My step-dad was fun and playful with us. He would become the only person to remember our birthdays and holidays. At that time, I think he was still in the honeymoon phase with my mother. My mother who was beautiful and smart could truly captivate an audience when she was charming.
She cooked a lot. She would go through (manic) phases and prepare certain cuisines for definite periods of time. We would make pasta from scratch, pan seared calamari, and matzah balls. She would make Korean hot pot or Indian food. She cooked her way around the world in that small kitchen apartment.
My mother did some kind things. She pretended to be the Tooth Fairy and would write me notes with a silver pen. I already knew Santa Claus was not real but there was something magical about this. Under the guise of night and myth, my mother connected with me.
I stayed up one night, tightly clutching the envelope containing my tooth. She tiptoed into the room and I pretended to sleep. I clutched the envelope so hard that we were soon in a silent tug-of-war. After a long time, she gave up. But the next morning I had my note.

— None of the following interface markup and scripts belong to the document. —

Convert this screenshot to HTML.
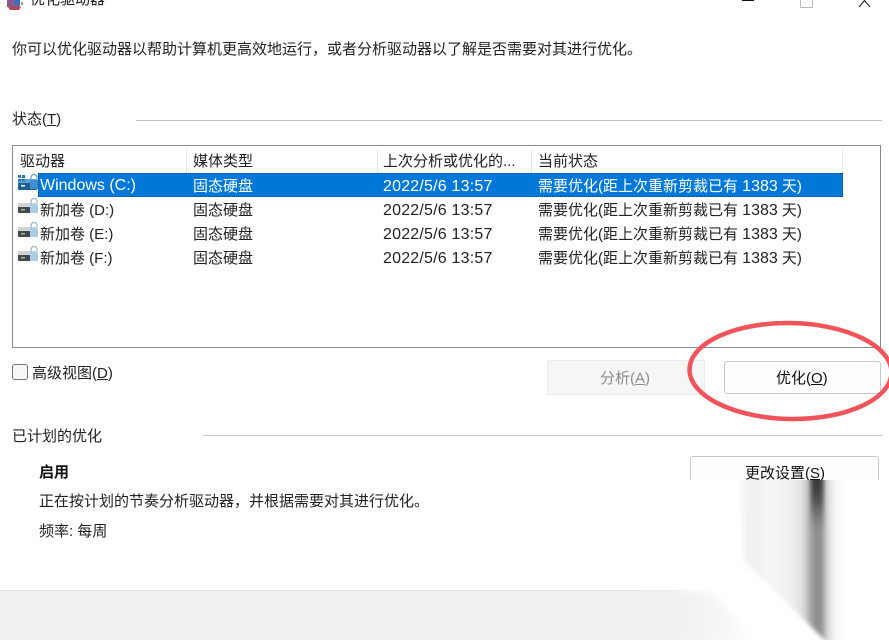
<!DOCTYPE html>
<html><head><meta charset="utf-8">
<style>
html,body{margin:0;padding:0;background:#fff}
body{width:889px;height:640px;position:relative;overflow:hidden;font-family:"Liberation Sans","Noto Sans CJK SC",sans-serif;font-size:15px;color:#222}
.t{position:absolute;white-space:nowrap;line-height:20px}
.a{position:absolute}
u{text-decoration:underline}
.n{font-size:16px;letter-spacing:.2px}
.m{font-size:16px}
</style></head><body>
<div class="a" style="left:0;top:590px;width:889px;height:50px;background:#f0f0f2;border-top:1px solid #e2e2e4;box-sizing:border-box"></div>

<svg class="a" style="left:6px;top:0" width="18" height="11" viewBox="0 0 18 11"><rect x="1" y="0" width="13" height="7" fill="#8a5a8c"/><rect x="8" y="0" width="6" height="5" fill="#3f6fb5"/><path d="M2 7h13l-2 3H4z" fill="#c0414f"/><rect x="15" y="2" width="2" height="3" fill="#8fa3b0"/></svg>
<div class="t" style="left:30px;top:-10px">优化驱动器</div>
<div class="a" style="left:742px;top:0;width:12px;height:1px;background:#111"></div>
<div class="a" style="left:800px;top:-5px;width:11px;height:11px;border:1px solid #bbb;border-radius:1px"></div>
<svg class="a" style="left:858px;top:0" width="14" height="8"><path d="M1 7L6.500 0.500L12 7" fill="none" stroke="#222" stroke-width="1.100"/></svg>

<div class="t" style="left:12px;top:40px">你可以优化驱动器以帮助计算机更高效地运行，或者分析驱动器以了解是否需要对其进行优化。</div>
<div class="t" style="left:12px;top:110px">状态(<u>T</u>)</div>
<div class="a" style="left:136px;top:120px;width:746px;height:1px;background:#c4c4c4"></div>

<div class="a" style="left:12px;top:145px;width:869px;height:203px;border:1px solid #8a8a8a;box-sizing:border-box;background:#fff"></div>
<div class="a" style="left:186px;top:149px;width:1px;height:24px;background:#e8e8e8"></div>
<div class="a" style="left:377px;top:149px;width:1px;height:24px;background:#e8e8e8"></div>
<div class="a" style="left:531px;top:149px;width:1px;height:24px;background:#e8e8e8"></div>
<div class="a" style="left:842px;top:149px;width:1px;height:24px;background:#e8e8e8"></div>
<div class="t" style="left:20px;top:152px">驱动器</div>
<div class="t" style="left:193px;top:152px">媒体类型</div>
<div class="t" style="left:383px;top:152px">上次分析或优化的...</div>
<div class="t" style="left:538px;top:152px">当前状态</div>

<div class="a" style="left:38px;top:173px;width:805px;height:24px;background:#0078d7;outline:1px dotted #0a4a80;outline-offset:-1px"></div>

<svg width="0" height="0" style="position:absolute"><defs>
<g id="d"><rect x="0" y="6" width="19" height="10" rx="1" fill="#44484d"/><rect x="0" y="6" width="19" height="4" fill="#cfd3d6"/><rect x="3" y="12" width="4" height="1.500" fill="#7fd07f"/><rect x="12" y="7" width="8" height="9" fill="#a9cde3"/><path d="M13 7V4.500a3 3 0 0 1 6 0V6" fill="none" stroke="#a7bccb" stroke-width="1.400"/></g>
</defs></svg>
<svg class="a" style="left:18px;top:173px" width="22" height="24"><rect x="0" y="6" width="19" height="11" rx="1" fill="#1f5f8f"/><rect x="0" y="6" width="19" height="4" fill="#5fa6d6"/><rect x="3" y="12" width="4" height="1.500" fill="#fff"/><rect x="12" y="7" width="8" height="9" fill="#3f8fd0"/><path d="M13 7V4.500a3 3 0 0 1 6 0V6" fill="none" stroke="#6aa9d6" stroke-width="1.400"/><rect x="0" y="2" width="3" height="3" fill="#2b78b8"/><rect x="4" y="2" width="3" height="3" fill="#2b78b8"/><rect x="0" y="6" width="3" height="2.500" fill="#2b78b8"/><rect x="4" y="6" width="3" height="2.500" fill="#2b78b8"/></svg>
<svg class="a" style="left:18px;top:197px" width="22" height="24"><use href="#d"/></svg>
<svg class="a" style="left:18px;top:221px" width="22" height="24"><use href="#d"/></svg>
<svg class="a" style="left:18px;top:245px" width="22" height="24"><use href="#d"/></svg>

<div class="t m" style="left:40px;top:176px;color:#fff">Windows (C:)</div>
<div class="t" style="left:193px;top:177px;color:#fff">固态硬盘</div>
<div class="t n" style="left:383px;top:177px;color:#fff">2022/5/6 13:57</div>
<div class="t" style="left:538px;top:177px;color:#fff">需要优化(距上次重新剪裁已有 <span class="m">1383</span> 天)</div>

<div class="t" style="left:40px;top:201px">新加卷 (D:)</div>
<div class="t" style="left:193px;top:201px">固态硬盘</div>
<div class="t n" style="left:383px;top:201px">2022/5/6 13:57</div>
<div class="t" style="left:538px;top:201px">需要优化(距上次重新剪裁已有 <span class="m">1383</span> 天)</div>

<div class="t" style="left:40px;top:225px">新加卷 (E:)</div>
<div class="t" style="left:193px;top:225px">固态硬盘</div>
<div class="t n" style="left:383px;top:225px">2022/5/6 13:57</div>
<div class="t" style="left:538px;top:225px">需要优化(距上次重新剪裁已有 <span class="m">1383</span> 天)</div>

<div class="t" style="left:40px;top:249px">新加卷 (F:)</div>
<div class="t" style="left:193px;top:249px">固态硬盘</div>
<div class="t n" style="left:383px;top:249px">2022/5/6 13:57</div>
<div class="t" style="left:538px;top:249px">需要优化(距上次重新剪裁已有 <span class="m">1383</span> 天)</div>

<div class="a" style="left:12px;top:364px;width:16px;height:16px;border:1px solid #777;border-radius:3px;background:#f6f6f6;box-sizing:border-box"></div>
<div class="t" style="left:32px;top:364px">高级视图(<u>D</u>)</div>

<div class="a" style="left:547px;top:360px;width:158px;height:35px;background:#f6f6f6;border:1px solid #ececec;box-sizing:border-box;border-radius:2px"></div>
<div class="t" style="left:600px;top:369px;color:#8c8c8c">分析(<u>A</u>)</div>
<div class="a" style="left:724px;top:361px;width:157px;height:33px;background:#fdfdfd;border:1px solid #c8c8c8;box-sizing:border-box;border-radius:3px"></div>
<div class="t" style="left:776px;top:369px;color:#111">优化(<u>O</u>)</div>

<svg class="a" style="left:680px;top:315px" width="209" height="115"><ellipse cx="110.500" cy="56" rx="101" ry="48" fill="none" stroke="#f0545a" stroke-width="4.500" transform="rotate(1 110 56)"/></svg>

<div class="t" style="left:12px;top:427px">已计划的优化</div>
<div class="a" style="left:203px;top:435px;width:679px;height:1px;background:#c8c8c8"></div>
<div class="t" style="left:39px;top:463px;font-weight:bold;color:#111">启用</div>
<div class="t" style="left:39px;top:492px">正在按计划的节奏分析驱动器，并根据需要对其进行优化。</div>
<div class="t" style="left:39px;top:522px">频率: 每周</div>

<div class="a" style="left:690px;top:456px;width:189px;height:40px;background:#fdfdfd;border:1px solid #c8c8c8;box-sizing:border-box;border-radius:3px"></div>
<div class="t" style="left:745px;top:464px;color:#111">更改设置(<u>S</u>)</div>

<svg class="a" style="left:640px;top:470px" width="249" height="170">
<defs>
<linearGradient id="s" gradientUnits="userSpaceOnUse" x1="96" x2="204" y1="0" y2="0">
<stop offset="0" stop-color="#fff"/><stop offset=".12" stop-color="#f0f0f0"/><stop offset=".2" stop-color="#f1f1f1"/><stop offset=".3" stop-color="#f6f6f6"/><stop offset=".5" stop-color="#f1f1f1"/><stop offset=".62" stop-color="#dedede"/><stop offset=".68" stop-color="#b0b0b0"/><stop offset=".74" stop-color="#8a8a8a"/><stop offset=".8" stop-color="#969696"/><stop offset=".85" stop-color="#dcdcdc"/><stop offset=".92" stop-color="#f6f6f6"/><stop offset="1" stop-color="#fff"/></linearGradient>
<linearGradient id="k" x1="0" x2="0" y1="0" y2="1"><stop offset="0" stop-color="#222" stop-opacity=".95"/><stop offset=".5" stop-color="#333" stop-opacity=".7"/><stop offset="1" stop-color="#555" stop-opacity="0"/></linearGradient>
<linearGradient id="g" gradientUnits="userSpaceOnUse" x1="25" x2="115" y1="0" y2="0"><stop offset="0" stop-color="#f0f0f2"/><stop offset=".6" stop-color="#f5f5f6"/><stop offset="1" stop-color="#fff"/></linearGradient>
<filter id="b" x="-20%" y="-5%" width="140%" height="110%"><feGaussianBlur stdDeviation="2.200"/></filter>
<filter id="b2" x="-30%" y="-30%" width="160%" height="160%"><feGaussianBlur stdDeviation="4"/></filter>
<clipPath id="c"><rect x="0" y="10" width="249" height="160"/></clipPath>
<clipPath id="c2"><rect x="0" y="120" width="249" height="50"/></clipPath>
</defs>
<rect x="40" y="10" width="209" height="160" fill="#fff"/>
<rect x="0" y="121" width="30" height="49" fill="#f0f0f2"/>
<g clip-path="url(#c2)"><path d="M-10 118H40L75 125L118 175H-10z" fill="url(#g)" filter="url(#b2)"/></g>
<g clip-path="url(#c)">
<path d="M98 0H205V175H190L103 90z" fill="url(#s)" filter="url(#b)"/>
<rect x="171" y="0" width="12" height="60" fill="url(#k)" filter="url(#b)"/>
</g>
</svg>
</body></html>
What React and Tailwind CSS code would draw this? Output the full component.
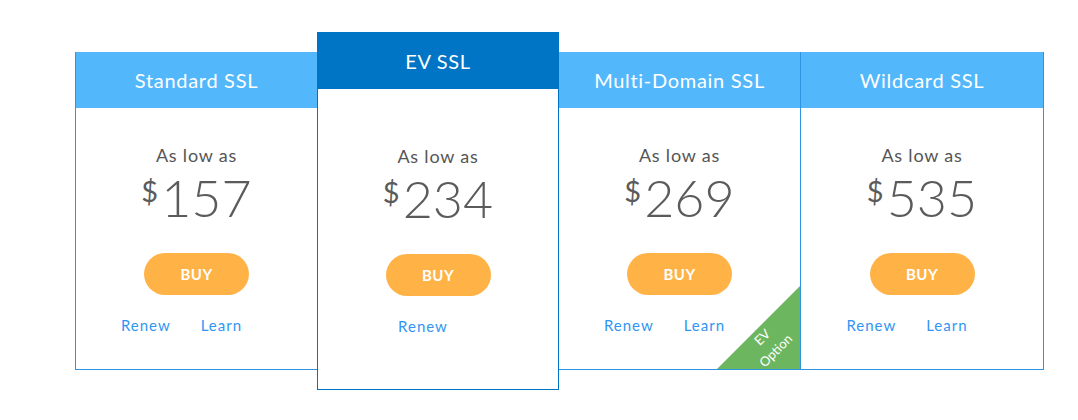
import React from "react";

const plans = [
  { title: "Standard SSL", price: "157", learn: true },
  { title: "EV SSL", price: "234", featured: true },
  { title: "Multi-Domain SSL", price: "269", learn: true, ribbon: true },
  { title: "Wildcard SSL", price: "535", learn: true },
];

const Card = ({ title, price, learn, featured, ribbon, className }) => {
  return (
    <div
      className={`relative flex flex-col bg-white ${
        featured ? "h-[358px] border border-[#0074c4]" : "mt-[20px] h-[318px] border-b border-[#2f93e4]"
      } ${className}`}
    >
      <div
        className={`flex h-[56px] items-center justify-center text-[20px] tracking-[0.7px] text-white ${
          featured ? "bg-[#0075c5]" : "bg-[#53b7fc]"
        }`}
      >
        {title}
      </div>
      <div className={`flex flex-col items-center ${featured ? "pt-[55px]" : "pt-[35px]"}`}>
        <div className="text-[18px] leading-[24px] tracking-[0.8px] text-[#555555]">As low as</div>
        <div className="mt-[4px] flex items-start text-[#5b5b5b]">
          <span className="mt-[5px] text-[29px] leading-none">$</span>
          <span className="ml-[3px] text-[52px] font-light leading-[52px]">{price}</span>
        </div>
        <button className="mt-[30px] h-[42px] w-[105px] rounded-full bg-[#ffb347] text-[15px] font-bold tracking-[0.5px] text-white">
          BUY
        </button>
        <div className="mt-[20px] flex gap-[30px] pr-[30px] text-[15px] leading-[20px] tracking-[1px] text-[#3195f3]">
          <span>Renew</span>
          {learn && <span>Learn</span>}
        </div>
      </div>
      {ribbon && (
        <>
          <div className="absolute bottom-0 right-0 h-[83px] w-[83px] bg-[#6db660] [clip-path:polygon(100%_0,100%_100%,0_100%)]" />
          <div className="absolute left-[178px] top-[273px] h-[38px] w-[64px] -rotate-45 text-center text-[13px] leading-[19px] text-white">
            EV
            <br />
            Option
          </div>
        </>
      )}
    </div>
  );
};

export default function App() {
  return (
    <div
      className="h-[420px] w-[1078px] bg-white pl-[75px] pt-[32px]"
      style={{ fontFamily: "Lato, 'Noto Sans', sans-serif" }}
    >
      <div className="flex items-start">
        <Card {...plans[0]} className="w-[242px] border-l" />
        <Card {...plans[1]} className="w-[242px]" />
        <Card {...plans[2]} className="w-[242px] border-r" />
        <Card {...plans[3]} className="w-[243px] border-r" />
      </div>
    </div>
  );
}
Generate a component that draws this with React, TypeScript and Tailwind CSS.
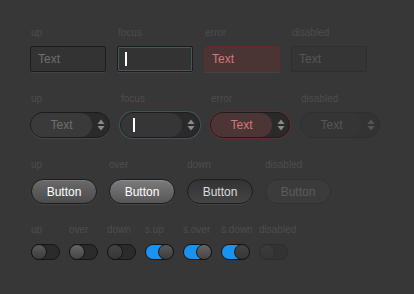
import React from "react";

const font = { fontFamily: '"Liberation Sans", Arial, sans-serif' };

function Label({ children }: { children: React.ReactNode }) {
  return <div className="h-[12px] text-[10px] leading-[12px] text-[#4d4d4d]">{children}</div>;
}

function Caret() {
  return <div className="h-[14px] w-[2px] bg-white" />;
}

function TextInput({ state }: { state: "up" | "focus" | "error" | "disabled" }) {
  const cls = {
    up: "border-[#1c1c1c] bg-[#333333] text-[#6f6f6f] shadow-[0_1px_0_#444]",
    focus: "border-[#1c1c1c] bg-[#333333] shadow-[inset_0_0_0_1px_#44575c,0_1px_0_#444]",
    error: "border-[#5e2a2a] bg-[#4a3434] text-[#d07a7a] shadow-[0_1px_0_#444]",
    disabled: "border-[#2e2e2e] bg-[#353535] text-[#555555]",
  }[state];
  return (
    <div className={`flex h-[26px] w-[76px] items-center rounded-[2px] border px-[7px] text-[12px] ${cls}`}>
      {state === "focus" ? <Caret /> : "Text"}
    </div>
  );
}

function Arrows({ color }: { color: string }) {
  return (
    <svg width="8" height="12" viewBox="0 0 8 12">
      <path d="M4 0.5 L7.5 5 H0.5 Z" fill={color} />
      <path d="M4 11.5 L7.5 7 H0.5 Z" fill={color} />
    </svg>
  );
}

function Spinner({ state }: { state: "up" | "focus" | "error" | "disabled" }) {
  const outer = {
    up: "border-[#1c1c1c] bg-[#2a2a2a] shadow-[0_1px_0_#444]",
    focus: "border-[#1c1c1c] bg-[#2a2a2a] shadow-[0_0_0_1px_#3e5459,0_1px_0_#444]",
    error: "border-[#1c1c1c] bg-[#2a2a2a] shadow-[0_0_0_1px_#5a3030,0_1px_0_#444]",
    disabled: "border-[#2f2f2f] bg-[#333333]",
  }[state];
  const inner = {
    up: "bg-[#3a3a3a] text-[#6f6f6f]",
    focus: "bg-[#363636]",
    error: "bg-[#4d3535] text-[#d07a7a]",
    disabled: "bg-[#353535] text-[#555555]",
  }[state];
  return (
    <div className={`flex h-[26px] w-[80px] items-center rounded-full border ${outer}`}>
      <div className={`flex h-full w-[61px] items-center justify-center rounded-full text-[12px] ${inner}`}>
        {state === "focus" ? <div className="mr-auto ml-[12px]"><Caret /></div> : "Text"}
      </div>
      <div className="flex flex-1 items-center justify-center">
        <Arrows color={state === "disabled" ? "#555" : "#8a8a8a"} />
      </div>
    </div>
  );
}

function Button({ state }: { state: "up" | "over" | "down" | "disabled" }) {
  const cls = {
    up: "border-[#1c1c1c] bg-gradient-to-b from-[#6a6a6a] to-[#4b4b4b] text-white shadow-[inset_0_1px_0_#7a7a7a,0_1px_0_#444]",
    over: "border-[#1c1c1c] bg-gradient-to-b from-[#7b7b7b] to-[#575757] text-white shadow-[inset_0_1px_0_#8c8c8c,0_1px_0_#444]",
    down: "border-[#1c1c1c] bg-gradient-to-b from-[#333333] to-[#444444] text-[#dddddd] shadow-[0_1px_0_#444]",
    disabled: "border-[#313131] bg-[#3b3b3b] text-[#5c5c5c]",
  }[state];
  return (
    <div className={`flex h-[25px] w-[66px] items-center justify-center rounded-full border text-[12px] ${cls}`}>
      Button
    </div>
  );
}

function Toggle({ state }: { state: "up" | "over" | "down" | "sup" | "sover" | "sdown" | "disabled" }) {
  const selected = state === "sup" || state === "sover" || state === "sdown";
  const disabled = state === "disabled";
  const knob = {
    up: "from-[#5a5a5a] to-[#3c3c3c]",
    over: "from-[#666666] to-[#454545]",
    down: "from-[#444444] to-[#363636]",
    sup: "from-[#5a5a5a] to-[#3c3c3c]",
    sover: "from-[#666666] to-[#454545]",
    sdown: "from-[#444444] to-[#363636]",
    disabled: "from-[#3b3b3b] to-[#353535]",
  }[state];
  return (
    <div
      className={`flex h-[16px] w-[29px] items-center rounded-full border ${
        disabled ? "border-[#2e2e2e] bg-[#333333]" : "border-[#161616] bg-[#2b2b2b]"
      } ${selected ? "justify-end" : "justify-start"}`}
    >
      {selected && <div className="h-full flex-1 -mr-[8px] rounded-l-full bg-[#1a92f0]" />}
      <div
        className={`z-10 h-[16px] w-[16px] -my-px rounded-full border bg-gradient-to-b ${knob} ${
          disabled ? "border-[#2e2e2e]" : "border-[#161616]"
        } ${selected ? "-mr-px" : "-ml-px"}`}
      />
    </div>
  );
}

export default function App() {
  return (
    <div className="h-[294px] w-[414px] bg-[#373737] pl-[30px] pt-[27px]" style={font}>
      <div className="flex gap-[11px]">
        {(["up", "focus", "error", "disabled"] as const).map((s) => (
          <div key={s} className="flex w-[76px] flex-col gap-[7px]">
            <div className="pl-px"><Label>{s}</Label></div>
            <TextInput state={s} />
          </div>
        ))}
      </div>

      <div className="mt-[21px] flex gap-[10px]">
        {(["up", "focus", "error", "disabled"] as const).map((s) => (
          <div key={s} className="flex w-[80px] flex-col gap-[7px]">
            <div className="pl-px"><Label>{s}</Label></div>
            <Spinner state={s} />
          </div>
        ))}
      </div>

      <div className="mt-[21px] flex gap-[12px] pl-px">
        {(["up", "over", "down", "disabled"] as const).map((s) => (
          <div key={s} className="flex w-[66px] flex-col gap-[8px]">
            <Label>{s}</Label>
            <Button state={s} />
          </div>
        ))}
      </div>

      <div className="mt-[20px] flex gap-[9px] pl-px">
        {([
          ["up", "up"],
          ["over", "over"],
          ["down", "down"],
          ["sup", "s.up"],
          ["sover", "s.over"],
          ["sdown", "s.down"],
          ["disabled", "disabled"],
        ] as const).map(([s, l]) => (
          <div key={s} className="flex w-[29px] flex-col gap-[8px] whitespace-nowrap">
            <Label>{l}</Label>
            <Toggle state={s} />
          </div>
        ))}
      </div>
    </div>
  );
}
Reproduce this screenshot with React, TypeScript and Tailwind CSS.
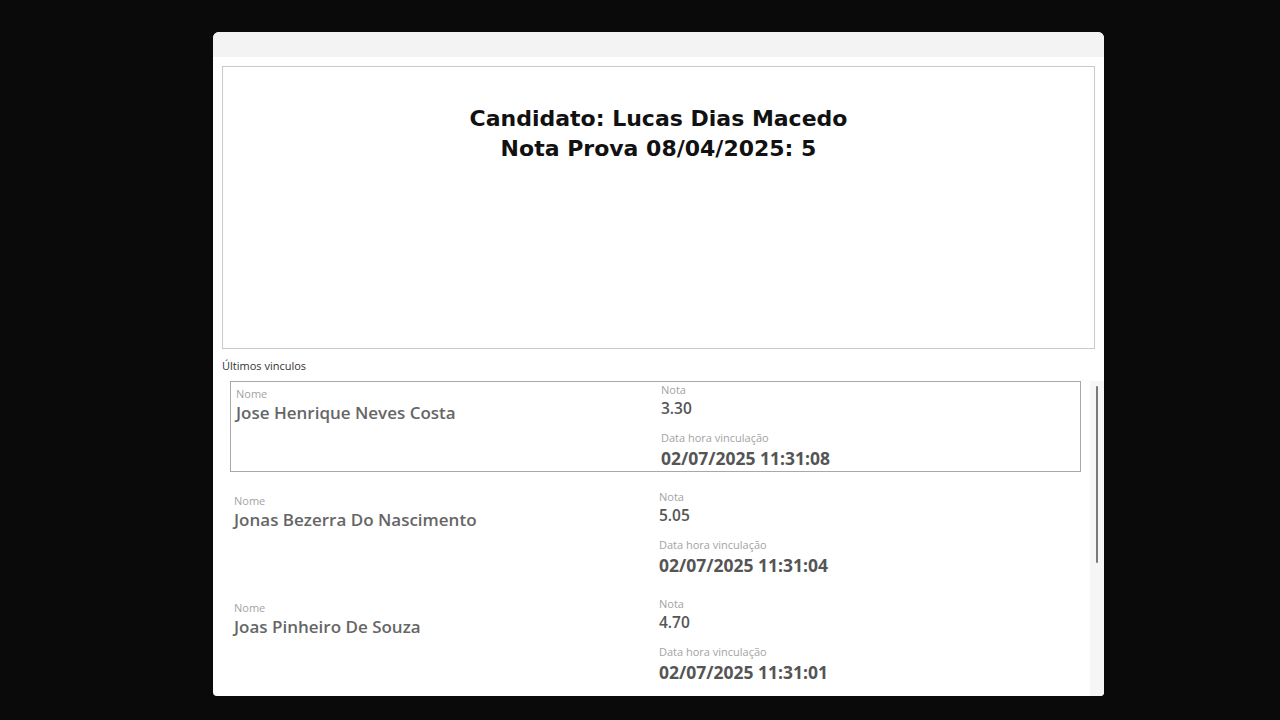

Sleep would become a place of dread as the months passed. I had two reoccurring nightmares that I remember in vivid detail. One had me trapped in a maze with the cast of Sesame Street but they looked old and stained. At the end a monkey with very long nails would stab me and I would wake up as I was dying. The other had me in a church where I was being held down by an invisible presence who seemed to get angrier and more aggressive with each passing second. I would scream but nobody could help me.
I would protect my sister from bullies. We lived in the deep south and though I was part Asian- I did not look as ethnic as my sister. It set her apart and the boys were cruel in their bullying. We had come from a home where our cousins were mixed from several races so this was new and painful. I learned how to kick boys asses in this backwards country.